-- BEGIN Data extract --
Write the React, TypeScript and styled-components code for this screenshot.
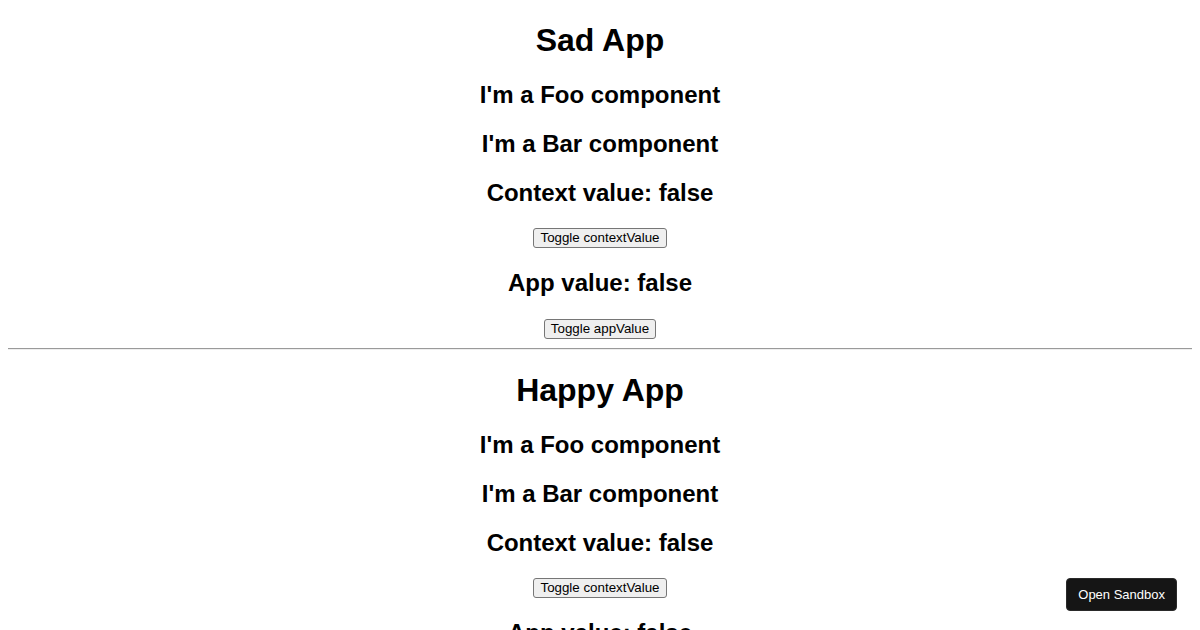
import React, { useState, createContext, useContext } from "react";
import styled, { createGlobalStyle } from "styled-components";

const GlobalStyle = createGlobalStyle`
  body {
    margin: 0;
    font-family: "Liberation Sans", Arial, sans-serif;
    color: #000;
    background: #fff;
  }
`;

const Page = styled.main`
  display: flow-root;
  padding: 0 8px;
  text-align: center;
`;

const Title = styled.h1`
  font-size: 32px;
  line-height: 1.2;
  margin: 21.44px 0;
  font-weight: bold;
`;

const Heading = styled.h2`
  font-size: 24px;
  line-height: 1.2;
  margin: 19.92px 0;
  font-weight: bold;
`;

const ButtonRow = styled.div`
  height: 22px;
  display: flex;
  align-items: center;
  justify-content: center;
`;

const ToggleButton = styled.button`
  font-family: "Liberation Sans", Arial, sans-serif;
  font-size: 13.33px;
  line-height: 16px;
  height: 20px;
  padding: 1px 6px;
  background: #efefef;
  border: 1px solid #767676;
  border-radius: 3px;
  color: #000;
  cursor: pointer;
  box-sizing: border-box;
`;

const Divider = styled.hr`
  margin: 8px 0;
  border: none;
  border-top: 1px solid #9a9a9a;
  border-bottom: 1px solid #eeeeee;
`;

const SandboxLink = styled.a`
  position: fixed;
  right: 23px;
  bottom: 19px;
  height: 33px;
  padding: 0 11px;
  display: flex;
  align-items: center;
  background: #151515;
  color: #fff;
  border: 1px solid #2a2a2a;
  border-radius: 4px;
  font-family: "Liberation Sans", Arial, sans-serif;
  font-size: 13px;
  text-decoration: none;
  box-sizing: border-box;
`;

const ValueContext = createContext(false);

const Foo = () => <Heading>I'm a Foo component</Heading>;
const Bar = () => <Heading>I'm a Bar component</Heading>;

const ContextValue = ({ onToggle }: { onToggle: () => void }) => {
  const value = useContext(ValueContext);
  return (
    <>
      <Heading>Context value: {String(value)}</Heading>
      <ButtonRow>
        <ToggleButton onClick={onToggle}>Toggle contextValue</ToggleButton>
      </ButtonRow>
    </>
  );
};

const Demo = ({ title }: { title: string }) => {
  const [contextValue, setContextValue] = useState(false);
  const [appValue, setAppValue] = useState(false);
  return (
    <ValueContext.Provider value={contextValue}>
      <Title>{title}</Title>
      <Foo />
      <Bar />
      <ContextValue onToggle={() => setContextValue((v) => !v)} />
      <Heading>App value: {String(appValue)}</Heading>
      <ButtonRow>
        <ToggleButton onClick={() => setAppValue((v) => !v)}>Toggle appValue</ToggleButton>
      </ButtonRow>
    </ValueContext.Provider>
  );
};

export default function App() {
  return (
    <Page>
      <GlobalStyle />
      <Demo title="Sad App" />
      <Divider />
      <Demo title="Happy App" />
      <SandboxLink href="#">Open Sandbox</SandboxLink>
    </Page>
  );
}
-- END Data extract --
* **Aim**:
Without the pictures, return the listing above from its first line through the line that has "const Bar = ()".

* **Final result**:
Write the React, TypeScript and styled-components code for this screenshot.
import React, { useState, createContext, useContext } from "react";
import styled, { createGlobalStyle } from "styled-components";

const GlobalStyle = createGlobalStyle`
  body {
    margin: 0;
    font-family: "Liberation Sans", Arial, sans-serif;
    color: #000;
    background: #fff;
  }
`;

const Page = styled.main`
  display: flow-root;
  padding: 0 8px;
  text-align: center;
`;

const Title = styled.h1`
  font-size: 32px;
  line-height: 1.2;
  margin: 21.44px 0;
  font-weight: bold;
`;

const Heading = styled.h2`
  font-size: 24px;
  line-height: 1.2;
  margin: 19.92px 0;
  font-weight: bold;
`;

const ButtonRow = styled.div`
  height: 22px;
  display: flex;
  align-items: center;
  justify-content: center;
`;

const ToggleButton = styled.button`
  font-family: "Liberation Sans", Arial, sans-serif;
  font-size: 13.33px;
  line-height: 16px;
  height: 20px;
  padding: 1px 6px;
  background: #efefef;
  border: 1px solid #767676;
  border-radius: 3px;
  color: #000;
  cursor: pointer;
  box-sizing: border-box;
`;

const Divider = styled.hr`
  margin: 8px 0;
  border: none;
  border-top: 1px solid #9a9a9a;
  border-bottom: 1px solid #eeeeee;
`;

const SandboxLink = styled.a`
  position: fixed;
  right: 23px;
  bottom: 19px;
  height: 33px;
  padding: 0 11px;
  display: flex;
  align-items: center;
  background: #151515;
  color: #fff;
  border: 1px solid #2a2a2a;
  border-radius: 4px;
  font-family: "Liberation Sans", Arial, sans-serif;
  font-size: 13px;
  text-decoration: none;
  box-sizing: border-box;
`;

const ValueContext = createContext(false);

const Foo = () => <Heading>I'm a Foo component</Heading>;
const Bar = () => <Heading>I'm a Bar component</Heading>;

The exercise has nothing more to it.